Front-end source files

(begin)

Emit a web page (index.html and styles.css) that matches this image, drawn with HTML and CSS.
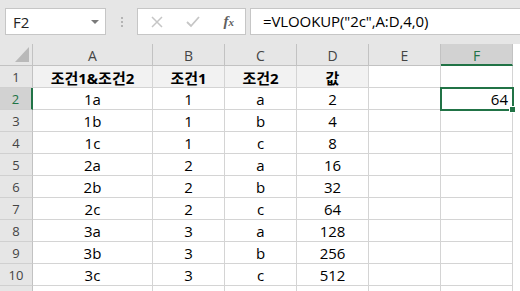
FILE: index.html
```html
<!DOCTYPE html>
<html lang="ko">
<head>
    <meta charset="UTF-8">
    <title>VLOOKUP</title>
    <link rel="stylesheet" href="styles.css">
</head>
<body>

<div class="toolbar">
    <div class="namebox">
        <span>F2</span>
        <svg class="arrow" width="8" height="5" viewBox="0 0 8 5"><polygon points="0,0 8,0 4,4" fill="#7a7a7a"/></svg>
    </div>
    <div class="grip"><i></i><i></i><i></i></div>
    <div class="fxbtns">
        <svg width="12" height="12" viewBox="0 0 12 12"><path d="M1 1 L11 11 M11 1 L1 11" stroke="#c6c6c6" stroke-width="1.5"/></svg>
        <svg width="14" height="12" viewBox="0 0 14 12"><path d="M1 6 L5 10 L13 1" stroke="#c6c6c6" stroke-width="1.8" fill="none"/></svg>
        <span class="fx">f<sub>x</sub></span>
    </div>
    <div class="formula">=VLOOKUP("2c",A:D,4,0)</div>
</div>

<div class="sheet">
    <div class="hd corner"><svg width="14" height="15" viewBox="0 0 14 15"><polygon points="14,0 14,15 0,15" fill="#b9b9b9"/></svg></div>
    <div class="hd col">A</div>
    <div class="hd col">B</div>
    <div class="hd col">C</div>
    <div class="hd col">D</div>
    <div class="hd col">E</div>
    <div class="hd col active">F</div>

    <div class="hd row">1</div>
    <div class="c title">조건1&amp;조건2</div>
    <div class="c title">조건1</div>
    <div class="c title">조건2</div>
    <div class="c title">값</div>
    <div class="c"></div>
    <div class="c"></div>

    <div class="hd row active">2</div>
    <div class="c">1a</div><div class="c">1</div><div class="c">a</div><div class="c">2</div>
    <div class="c"></div>
    <div class="c num selected">64<span class="handle"></span></div>

    <div class="hd row">3</div>
    <div class="c">1b</div><div class="c">1</div><div class="c">b</div><div class="c">4</div>
    <div class="c"></div><div class="c"></div>

    <div class="hd row">4</div>
    <div class="c">1c</div><div class="c">1</div><div class="c">c</div><div class="c">8</div>
    <div class="c"></div><div class="c"></div>

    <div class="hd row">5</div>
    <div class="c">2a</div><div class="c">2</div><div class="c">a</div><div class="c">16</div>
    <div class="c"></div><div class="c"></div>

    <div class="hd row">6</div>
    <div class="c">2b</div><div class="c">2</div><div class="c">b</div><div class="c">32</div>
    <div class="c"></div><div class="c"></div>

    <div class="hd row">7</div>
    <div class="c">2c</div><div class="c">2</div><div class="c">c</div><div class="c">64</div>
    <div class="c"></div><div class="c"></div>

    <div class="hd row">8</div>
    <div class="c">3a</div><div class="c">3</div><div class="c">a</div><div class="c">128</div>
    <div class="c"></div><div class="c"></div>

    <div class="hd row">9</div>
    <div class="c">3b</div><div class="c">3</div><div class="c">b</div><div class="c">256</div>
    <div class="c"></div><div class="c"></div>

    <div class="hd row">10</div>
    <div class="c">3c</div><div class="c">3</div><div class="c">c</div><div class="c">512</div>
    <div class="c"></div><div class="c"></div>

    <!-- row 11: only its top edge shows -->
    <div class="hd row"></div>
    <div class="c"></div><div class="c"></div><div class="c"></div><div class="c"></div>
    <div class="c"></div><div class="c"></div>
</div>

</body>
</html>
```

FILE: styles.css
```css
* {
    box-sizing: border-box;
}
body {
    margin: 0;
    background: #e6e6e6;
    font-family: "Open Sans", "Noto Sans CJK KR", sans-serif;
    color: #000;
    overflow: hidden;
}
.toolbar {
    display: flex;
    align-items: flex-start;
    height: 44px;
    padding: 8px 0 0 5px;
}
.namebox {
    width: 101px;
    height: 27px;
    background: white;
    border: 1px solid #c6c6c6;
    display: flex;
    align-items: center;
    justify-content: space-between;
    padding: 0 6px 0 7px;
    font-size: 15px;
    color: #222;
}
.namebox .arrow {
    margin-top: 1px;
}
.grip {
    width: 31px;
    height: 27px;
    display: flex;
    flex-direction: column;
    align-items: center;
    justify-content: center;
    gap: 2px;
}
.grip i {
    width: 2px;
    height: 2px;
    background: #b4b4b4;
}
.fxbtns {
    width: 109px;
    height: 27px;
    background: white;
    border: 1px solid #c6c6c6;
    display: flex;
    align-items: center;
    justify-content: space-between;
    padding: 0 11px 0 13px;
}
.fx {
    font-family: "Liberation Serif", serif;
    font-style: italic;
    font-weight: bold;
    font-size: 15px;
    color: #606060;
}
.fx sub {
    font-size: 11px;
    vertical-align: 0;
}
.formula {
    flex: 1;
    height: 27px;
    margin-left: 4px;
    background: white;
    border: 1px solid #c6c6c6;
    border-right: none;
    padding-left: 12px;
    font-size: 15px;
    letter-spacing: -0.1px;
    line-height: 25px;
    white-space: nowrap;
}
.sheet {
    display: grid;
    grid-template-columns: 33px 120px 72px 72px 72px 72px 72px;
    grid-auto-rows: 22px;
    background: white;
}
.hd {
    background: #e6e6e6;
    color: #444;
    font-size: 13px;
    display: flex;
    align-items: center;
    justify-content: center;
    border-right: 1px solid #c2c2c2;
    border-bottom: 1px solid #c2c2c2;
}
.hd.col {
    padding-top: 2px;
    font-size: 14px;
}
.hd.row {
    border-bottom-color: #d0d0d0;
}
.hd.corner {
    justify-content: flex-end;
    align-items: flex-end;
    padding: 0 3px 3px 0;
}
.hd.active {
    background: #d2d2d2;
    color: #217346;
}
.hd.col.active {
    border-bottom: 2px solid #217346;
}
.hd.row.active {
    border-right: 2px solid #217346;
}
.c {
    font-size: 15px;
    display: flex;
    align-items: center;
    justify-content: center;
    padding-top: 1px;
    border-right: 1px solid #d4d4d4;
    border-bottom: 1px solid #d4d4d4;
    white-space: nowrap;
}
.c.title {
    background: #f2f2f2;
    font-weight: bold;
}
.c.num {
    justify-content: flex-end;
    padding-right: 4px;
}
.c.selected {
    position: relative;
    z-index: 1;
    outline: 2px solid #217346;
    outline-offset: -1px;
}
.handle {
    position: absolute;
    right: -4px;
    bottom: -4px;
    width: 7px;
    height: 7px;
    background: #217346;
    border: 1px solid white;
}
```
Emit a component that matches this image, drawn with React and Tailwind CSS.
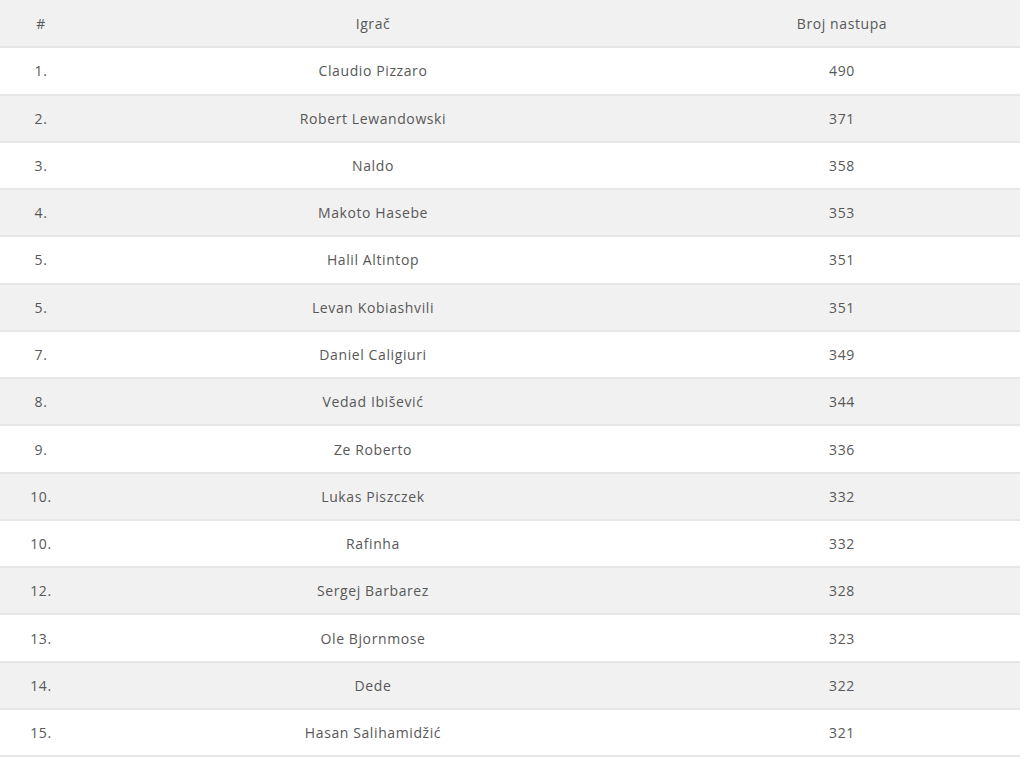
const players = [
    ["1.", "Claudio Pizzaro", 490],
    ["2.", "Robert Lewandowski", 371],
    ["3.", "Naldo", 358],
    ["4.", "Makoto Hasebe", 353],
    ["5.", "Halil Altintop", 351],
    ["5.", "Levan Kobiashvili", 351],
    ["7.", "Daniel Caligiuri", 349],
    ["8.", "Vedad Ibišević", 344],
    ["9.", "Ze Roberto", 336],
    ["10.", "Lukas Piszczek", 332],
    ["10.", "Rafinha", 332],
    ["12.", "Sergej Barbarez", 328],
    ["13.", "Ole Bjornmose", 323],
    ["14.", "Dede", 322],
    ["15.", "Hasan Salihamidžić", 321],
];

const App = () => {
    return (
        <div className="bg-white min-h-screen w-full font-['Open_Sans',sans-serif] text-[14px] tracking-[0.6px] text-[#585858]">
            <table className="w-[1020px] border-collapse">
                <thead>
                    <tr className="bg-[#f1f1f1] h-[47.27px] border-b-2 border-[#e6e6e6]">
                        <th className="w-[82px] font-normal text-center">#</th>
                        <th className="w-[582px] font-normal text-center">Igrač</th>
                        <th className="font-normal text-center">Broj nastupa</th>
                    </tr>
                </thead>
                <tbody>
                    {players.map(([rank, name, apps], i) => (
                        <tr
                            key={name}
                            className={`h-[47.27px] border-b-2 border-[#e6e6e6] ${i % 2 === 1 ? "bg-[#f1f1f1]" : "bg-white"}`}
                        >
                            <td className="text-center">{rank}</td>
                            <td className="text-center">{name}</td>
                            <td className="text-center">{apps}</td>
                        </tr>
                    ))}
                </tbody>
            </table>
        </div>
    );
};

export default App;
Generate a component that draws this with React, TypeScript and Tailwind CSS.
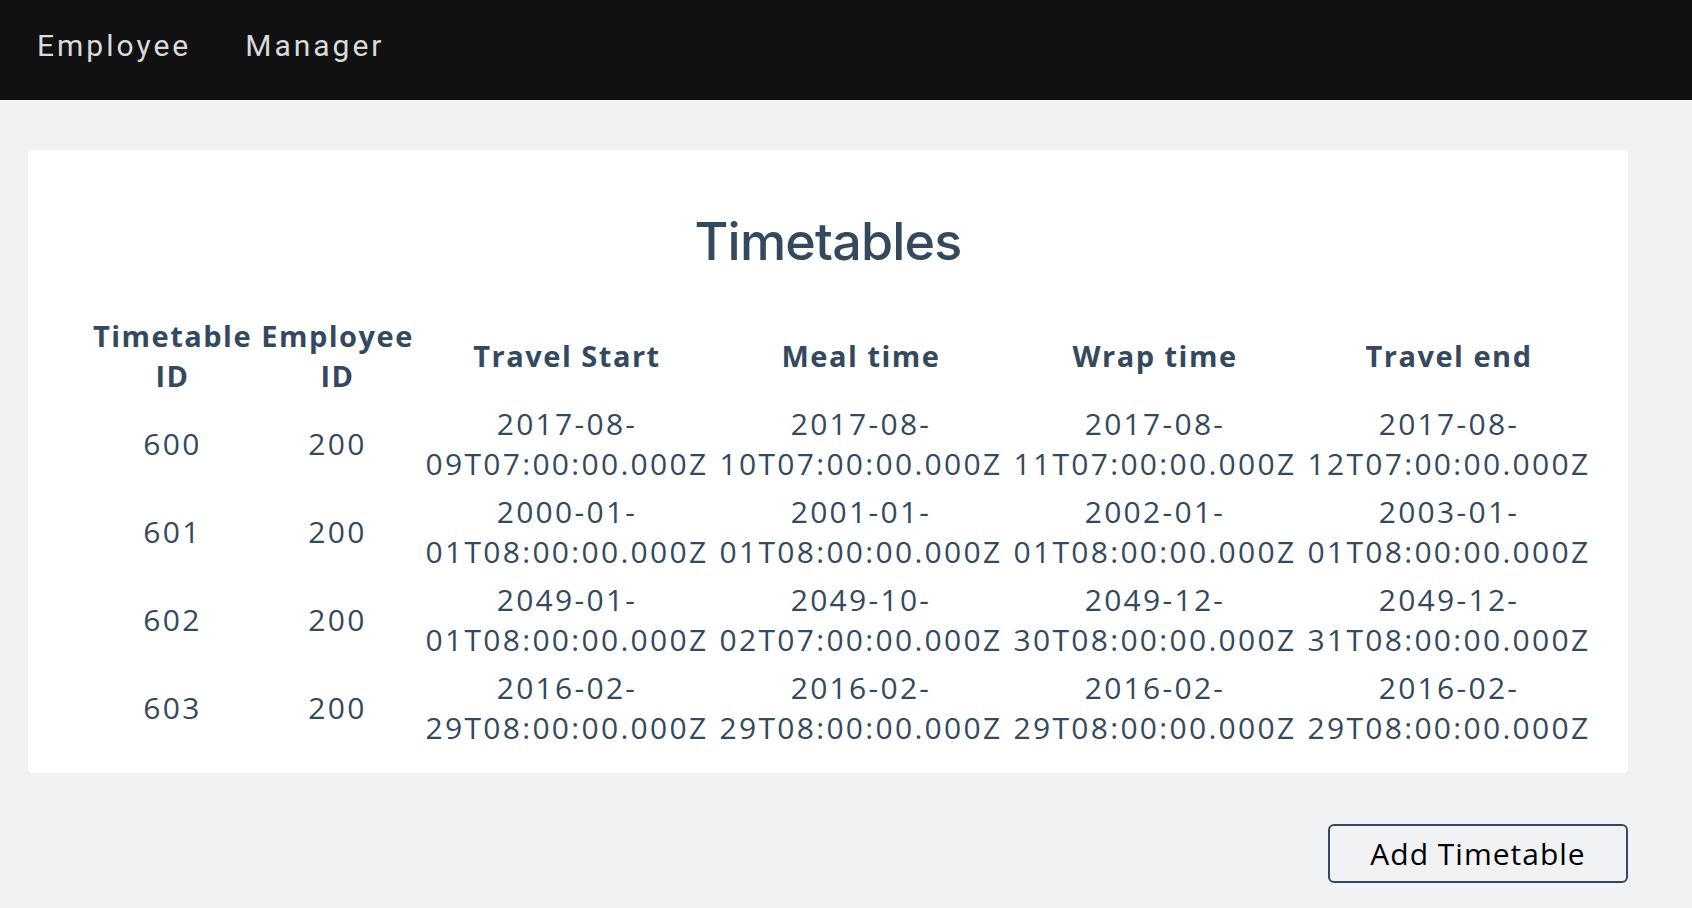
import React from "react";

const rows = [
  { id: "600", emp: "200", d: [["2017-08-", "09T07:00:00.000Z"], ["2017-08-", "10T07:00:00.000Z"], ["2017-08-", "11T07:00:00.000Z"], ["2017-08-", "12T07:00:00.000Z"]] },
  { id: "601", emp: "200", d: [["2000-01-", "01T08:00:00.000Z"], ["2001-01-", "01T08:00:00.000Z"], ["2002-01-", "01T08:00:00.000Z"], ["2003-01-", "01T08:00:00.000Z"]] },
  { id: "602", emp: "200", d: [["2049-01-", "01T08:00:00.000Z"], ["2049-10-", "02T07:00:00.000Z"], ["2049-12-", "30T08:00:00.000Z"], ["2049-12-", "31T08:00:00.000Z"]] },
  { id: "603", emp: "200", d: [["2016-02-", "29T08:00:00.000Z"], ["2016-02-", "29T08:00:00.000Z"], ["2016-02-", "29T08:00:00.000Z"], ["2016-02-", "29T08:00:00.000Z"]] },
];

export default function App() {
  return (
    <div className="min-h-[908px] w-[1692px] bg-[#f1f2f4]">
      <nav className="flex h-[100px] items-start gap-[54px] bg-[#111111] pl-[37px] pt-[28px] font-['Roboto',sans-serif] text-[30px] leading-[36px] tracking-[3px] text-[#d9dadc]">
        <span>Employee</span>
        <span>Manager</span>
      </nav>
      <main className="px-[28px] pt-[50px]">
        <div className="h-[623px] w-[1600px] rounded-[4px] bg-white pt-[60px] text-[#34495e]">
          <h1 className="text-center font-['Inter',sans-serif] text-[52px] font-medium leading-[64px] tracking-[-0.8px]">
            Timetables
          </h1>
          <table className="ml-[62px] mt-[38px] table-fixed border-collapse font-['Open_Sans',sans-serif] text-[30px] font-medium leading-[40px] tracking-[2.3px]">
            <thead>
              <tr className="font-bold text-[29px] tracking-[1.5px]">
                <th className="w-[165px] whitespace-nowrap py-[4px] text-center align-middle">Timetable<br />ID</th>
                <th className="w-[165px] whitespace-nowrap py-[4px] text-center align-middle">Employee<br />ID</th>
                <th className="w-[294px] whitespace-nowrap py-[4px] text-center align-middle">Travel Start</th>
                <th className="w-[294px] whitespace-nowrap py-[4px] text-center align-middle">Meal time</th>
                <th className="w-[294px] whitespace-nowrap py-[4px] text-center align-middle">Wrap time</th>
                <th className="w-[294px] whitespace-nowrap py-[4px] text-center align-middle">Travel end</th>
              </tr>
            </thead>
            <tbody>
              {rows.map((r) => (
                <tr key={r.id}>
                  <td className="whitespace-nowrap py-[4px] text-center align-middle">{r.id}</td>
                  <td className="whitespace-nowrap py-[4px] text-center align-middle">{r.emp}</td>
                  {r.d.map((x, i) => (
                    <td key={i} className="whitespace-nowrap py-[4px] text-center align-middle">
                      {x[0]}
                      <br />
                      {x[1]}
                    </td>
                  ))}
                </tr>
              ))}
            </tbody>
          </table>
        </div>
        <div className="mt-[51px] flex w-[1600px] justify-end">
          <button className="h-[59px] w-[300px] rounded-[6px] border-2 border-[#34495e] bg-transparent font-['Open_Sans',sans-serif] text-[30px] tracking-[1px] text-black">
            Add Timetable
          </button>
        </div>
      </main>
    </div>
  );
}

(end)

Locate the word "drawn" in the records and collect each line it appears in.

Emit a web page (index.html and styles.css) that matches this image, drawn with HTML and CSS.
Emit a component that matches this image, drawn with React and Tailwind CSS.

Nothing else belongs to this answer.